Augustine also considered creation as simultaneous rather over an extended period of time.
We are told in Genesis how God finished his work in six days, but Scripture elsewhere tells us that he “created all things simultaneously together.” For Augustine, we should not see this as a contradiction because this one day repeated six or seven times was made simultaneously. The reason why Genesis so “distinctly and methodically” recounts the days is “for the sake of those who cannot arrive at an understanding of the text, ‘he created all things together simultaneously,’ unless scripture accompanies them more slowly, step by step, to the goal to which it is leading them.” (p. 288)
Augustine concluded that God simultaneously planted the “seeds” or ideas and capacities from which the world we know developed.
Allert digs into several other ideas developed in Augustine, including the “beginning” and the role of Jesus in creation. The Word was with God in the beginning and through whom everything was made.

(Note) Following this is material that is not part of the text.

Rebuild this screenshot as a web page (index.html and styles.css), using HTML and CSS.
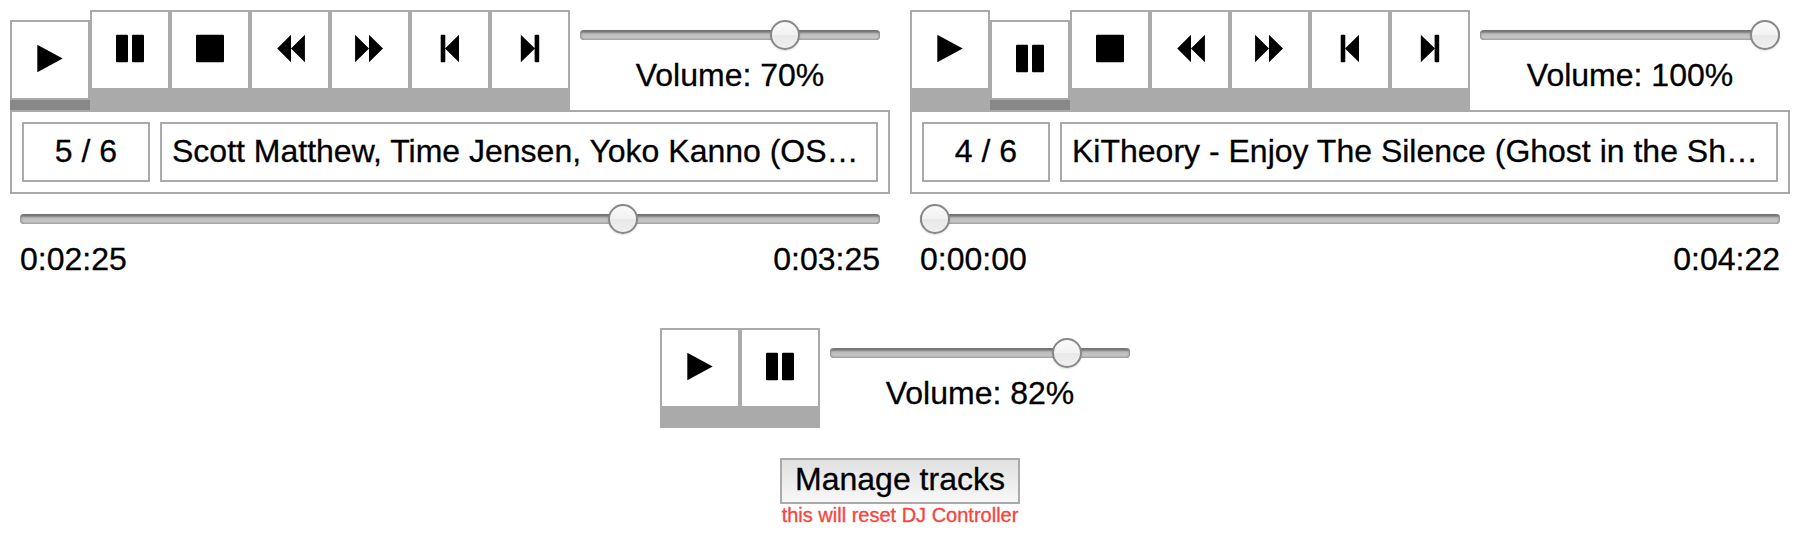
FILE: index.html
```html
<!DOCTYPE html>
<html lang="en">
<head>
<meta charset="utf-8">
<title>DJ Controller</title>
<link rel="stylesheet" href="styles.css">
</head>
<body>
<svg class="defs" width="0" height="0" aria-hidden="true">
  <symbol id="play" viewBox="2 2 76 76"><path d="M27.3 24.8 52.7 38.5 27.3 52.2Z"/></symbol>
  <symbol id="pause" viewBox="2 2 76 76"><rect x="26" y="24.8" width="12" height="27.4" rx="1"/><rect x="42" y="24.8" width="12" height="27.4" rx="1"/></symbol>
  <symbol id="stop" viewBox="2 2 76 76"><rect x="26" y="24.8" width="28" height="27.4" rx="1"/></symbol>
  <symbol id="rewind" viewBox="2 2 76 76"><path d="M27.2 38.5 41 24.8V52.2ZM41 38.5 54.9 24.8V52.2Z"/></symbol>
  <symbol id="forward" viewBox="2 2 76 76"><path d="M25.1 24.8 39 38.5 25.1 52.2ZM39 24.8 53 38.5 39 52.2Z"/></symbol>
  <symbol id="prev" viewBox="2 2 76 76"><rect x="30.7" y="24.8" width="4.6" height="27.4" rx="1"/><path d="M35 38.5 49 24.8V52.2Z"/></symbol>
  <symbol id="next" viewBox="2 2 76 76"><path d="M30.8 24.8 45 38.5 30.8 52.2Z"/><rect x="44.6" y="24.8" width="4.6" height="27.4" rx="1"/></symbol>
</svg>
<main class="decks">
  <section class="deck">
    <div class="controls">
      <div class="buttons">
        <button class="key pressed" aria-label="Play"><svg><use href="#play"/></svg></button>
        <button class="key" aria-label="Pause"><svg><use href="#pause"/></svg></button>
        <button class="key" aria-label="Stop"><svg><use href="#stop"/></svg></button>
        <button class="key" aria-label="Rewind"><svg><use href="#rewind"/></svg></button>
        <button class="key" aria-label="Fast forward"><svg><use href="#forward"/></svg></button>
        <button class="key" aria-label="Previous"><svg><use href="#prev"/></svg></button>
        <button class="key" aria-label="Next"><svg><use href="#next"/></svg></button>
      </div>
      <div class="volume">
        <div class="slider"><span class="thumb" style="margin-left:190px"></span></div>
        <div class="volume-label">Volume: 70%</div>
      </div>
    </div>
    <div class="info">
      <div class="count">5 / 6</div>
      <div class="title">Scott Matthew, Time Jensen, Yoko Kanno (OS…</div>
    </div>
    <div class="seek">
      <div class="slider"><span class="thumb" style="margin-left:588px"></span></div>
      <div class="times"><span>0:02:25</span><span>0:03:25</span></div>
    </div>
  </section>
  <section class="deck">
    <div class="controls">
      <div class="buttons">
        <button class="key" aria-label="Play"><svg><use href="#play"/></svg></button>
        <button class="key pressed" aria-label="Pause"><svg><use href="#pause"/></svg></button>
        <button class="key" aria-label="Stop"><svg><use href="#stop"/></svg></button>
        <button class="key" aria-label="Rewind"><svg><use href="#rewind"/></svg></button>
        <button class="key" aria-label="Fast forward"><svg><use href="#forward"/></svg></button>
        <button class="key" aria-label="Previous"><svg><use href="#prev"/></svg></button>
        <button class="key" aria-label="Next"><svg><use href="#next"/></svg></button>
      </div>
      <div class="volume">
        <div class="slider"><span class="thumb" style="margin-left:270px"></span></div>
        <div class="volume-label">Volume: 100%</div>
      </div>
    </div>
    <div class="info">
      <div class="count">4 / 6</div>
      <div class="title">KiTheory - Enjoy The Silence (Ghost in the Sh…</div>
    </div>
    <div class="seek">
      <div class="slider"><span class="thumb" style="margin-left:0px"></span></div>
      <div class="times"><span>0:00:00</span><span>0:04:22</span></div>
    </div>
  </section>
</main>
<section class="master">
  <div class="controls">
    <div class="buttons">
      <button class="key" aria-label="Play"><svg><use href="#play"/></svg></button>
      <button class="key" aria-label="Pause"><svg><use href="#pause"/></svg></button>
    </div>
    <div class="volume">
      <div class="slider"><span class="thumb" style="margin-left:222px"></span></div>
      <div class="volume-label">Volume: 82%</div>
    </div>
  </div>
</section>
<footer class="manage">
  <button class="manage-button">Manage tracks</button>
  <div class="warning">this will reset DJ Controller</div>
</footer>
</body>
</html>
```
FILE: styles.css
```css
* {
  box-sizing: border-box;
}

body {
  margin: 0;
  padding: 10px;
  background: #fff;
  color: #000;
  font: 32px/37px "Liberation Sans", Arial, Helvetica, sans-serif;
  font-kerning: normal;
  -webkit-text-stroke: 0.3px currentColor;
}

.defs {
  display: block;
}

.decks {
  display: grid;
  grid-template-columns: 880px 880px;
  gap: 20px;
  height: 318px;
}

.controls {
  display: flex;
  height: 100px;
}

.buttons {
  display: flex;
}

.key {
  display: block;
  width: 80px;
  height: 80px;
  padding: 0;
  border: 2px solid #aaa;
  border-radius: 0;
  background: #fff;
  box-shadow: 0 20px 0 #aaa;
}

.key.pressed {
  margin-top: 10px;
  box-shadow: 0 10px 0 #888;
}

.key svg {
  display: block;
  width: 76px;
  height: 76px;
}

.volume {
  width: 320px;
  padding: 10px;
}

.volume-label {
  margin-top: 7px;
  text-align: center;
}

.slider {
  position: relative;
  height: 30px;
  display: flex;
}

.slider::before {
  content: "";
  position: absolute;
  inset: 10px 0;
  border-radius: 4px;
  background: linear-gradient(#6c6c6c, #808080 20%, #b0b0b0 36%, #c2c2c2 50%, #c5c5c5 80%, #a9a9a9 90%, #aaa);
  box-shadow: inset 2px 0 2px -1px #888, inset -2px 0 2px -1px #888;
}

.thumb {
  position: relative;
  width: 30px;
  height: 30px;
  border: 2px solid #888;
  border-radius: 50%;
  background: linear-gradient(#fafafa, #f2f2f2 50%, #e9e9e9 51%, #efefef);
  box-shadow: 0 1px 2px rgba(0, 0, 0, 0.13);
}

.info {
  display: flex;
  gap: 10px;
  height: 84px;
  padding: 10px;
  border: 2px solid #aaa;
}

.count,
.title {
  height: 60px;
  padding: 9px 10px;
  border: 2px solid #aaa;
  white-space: nowrap;
}

.count {
  width: 128px;
  text-align: center;
}

.title {
  flex: 1;
  min-width: 0;
  overflow: hidden;
}

.seek {
  padding: 10px;
}

.times {
  display: flex;
  justify-content: space-between;
  margin-top: 7px;
}

.master {
  display: flex;
  justify-content: center;
  height: 130px;
}

.manage {
  display: flex;
  flex-direction: column;
  align-items: center;
}

.manage-button {
  width: 240px;
  height: 46px;
  padding: 0 0 4px;
  border: 2px solid #aaa;
  border-radius: 0;
  background: linear-gradient(#e0e0e0, #f8f8f8);
  color: #000;
  font: inherit;
  white-space: nowrap;
}

.warning {
  color: #f9423a;
  font-size: 20px;
  line-height: 23px;
}
```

That is why Augustine sees the second person of the Trinity, the Son, in Genesis 1:1. “In the beginning God made … suggests the Word as the source of creation in its initial creation, its ‘formless imperfection.”‘ But when the text states “God said, let it be made,” it is the Son who is being alluded to. His presence at the beginning means that he is the source of creation as it comes into being. But his being the Word indicates his conferring perfection on creation. The Word calls creation back to himself in order to complete it, “so that it may be given form by adhering to the creator.” (p. 300)
This really only scratches the surface of Augustine on Genesis and creation. Allert goes a somewhat deeper, but still only summarizes a rather complex Christian thinker and writer. However we look at it, Augustine did not interpret Genesis 1 in a modern literal fashion. His reading was shaped by his understanding of God and by cultural ideas of his time and place.
We cannot simply refer back to the early church Fathers to find support for modern “literal” approaches to Scripture. Augustine is no exception here. However, we can learn and grow from reading him on Genesis and pondering his writings and views.
What is a literal interpretation of Scripture?
When is a figurative reading appropriate?